The cool part was installing mudflaps made out of the tongues of leather hi-tops. They’re green, from my old PF Flyers, and well worn. I have a pair of Keen’s tongues for the black bike.

I cut the tongues out way longer, including part of the rubber toe cap, but ended up making it shorter to fit. I washed the mudflaps in the sink with hot, soapy water, and dried them flat to remove the fold. There’s still a crease there, but I like it.

The mudflaps look good, but my tires are flat-out too fat for fenders on this bike. Simply dropping down to 37mm tires would make all the difference.
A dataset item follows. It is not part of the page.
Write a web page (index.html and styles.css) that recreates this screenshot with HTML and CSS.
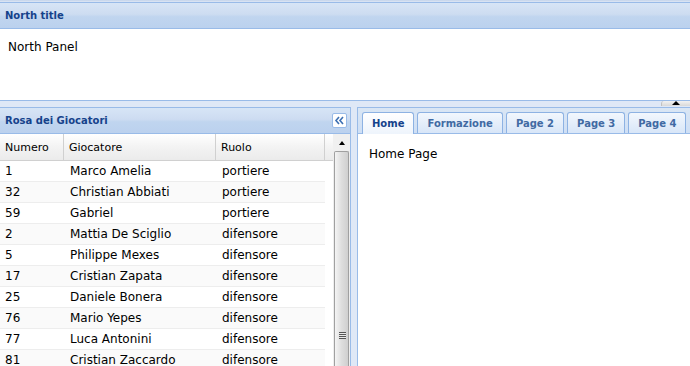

And maybe without vestigial knobs that grab the front mudflap on big bumps.


Multi-speed Fixed Quickbeam

Quickbeam, originally uploaded by gjtramey.

From one of my Flickr and RBW group friends. I like his gear spread for a go-anywhere fixed gear bike. He’s using the Surly Dingle double-fixed cog and some larger rings than the stock Rivendell setup.

Rings: 39/45
Cog 1: 17/21 Surly Dingle cog
Cog 2: 23
Gears: 46, 50, 58, 62, 71.5

I’ve migrated toward larger rings on road cranks, too, but I like his 23t flip cog better than a 15t cog. That’s a beautiful spread. He can drop from 72″ to 50″ without taking the wheel out of the dropouts. Flipping the wheel, his biggest and smallest gears have the exact same axle position.

rings 45
50.1″ 57.9″
45.8″ 52.8″

Running the numbers, we can see that he must be using 32mm tires. And, uh, plus we can see them. 38 or 40mm tires will give slightly taller gears.

Skate Deck pedals

You can make platform pedals out of recycled skate decks with a saw, a drill and a wood rasp. The platforms clip into clipless pedals, so you can ride your race bike in sneakers.

skate pedals

I’ve been riding these for about 5 years, almost exclusively. They’re the most comfortable pedals I’ve ever ridden, by a wide margin, and very grippy in all conditions except slick mud. Plus, they let you switch your pedals from clip-in to free-pedaling in about four seconds.